Библиотечная профессия в России XX века, к великому сожалению, принадлежала к той разновидности профессиональной деятельности, которая не успела сказать своего слова до 1917 г. и которую непосредственно после 1917 г. почти никто уже не умел слушать; деятельности, задавленной сперва войной, революцией, потом идеологией. Она, собственно, оказалась разновидностью умственного труда без преемственности, без поколения. Почему так получилось? Думаю, что многие, и я в том числе, верили, что советское время пришло надолго. Человек мог быть счастлив или несчастен, но в глубине души он понимал необратимость того, что произошло. В такой атмосфере одни играли роль интеллектуалов, другие — интеллигентов, а третьи решили оставаться дилетантами. В поисках своего места в жизни часть из них пришла в библиотеки и занималась библиотечной работой. И всё-таки это были не худшие времена для нашей профессии.
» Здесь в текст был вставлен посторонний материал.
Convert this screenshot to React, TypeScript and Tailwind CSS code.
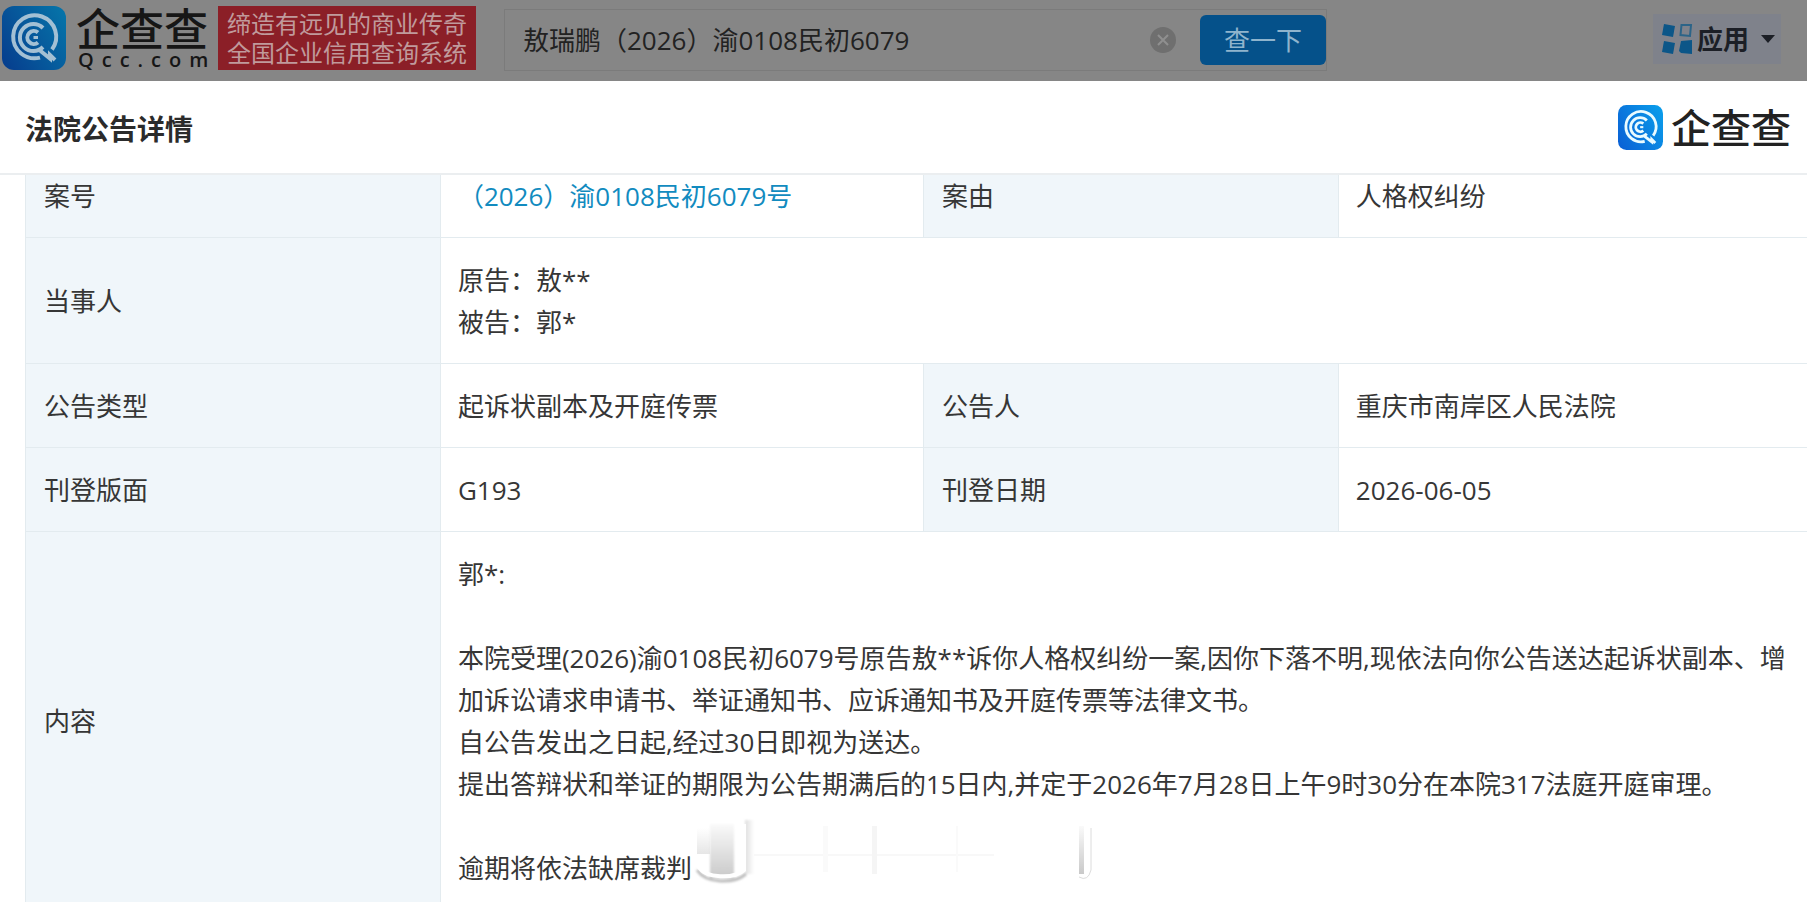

Основное отличие современных библиотекарей и библиографов от их предшественников начала XX века видится мне в том, что сегодня использование документальной информации в библиотеке носит функциональный характер. Любая книга или периодическое издание воспринимается нами как часть некоего общего процесса: формирования фонда, библиографирования, поиска, обслуживания. Поэтому библиотечно-библиографическая деятельность перестала быть описанием только конкретного текста, рассматриваемого изолированно, вне функциональной связи с другими текстами. Она усложняется и становится искусством описания, носящим системный характер. И если мы с этим согласны, то очевидно, что такое искусство формируется на основе не только профессионального, но и собственного жизненного опыта библиотечного работника…
1
См., напр.: Музыка и математика: Зальцбургские беседы о музыке 1984 под председательством Герберта фон Караяна / Под ред.: Г. Гётце, Р. Вилле. М: Наука, 1994. 126 с.
3
Излагая основной замысел произведения в литературном предисловии — программе, композиторы стремились сделать своё сочинение более доступным для слушателей.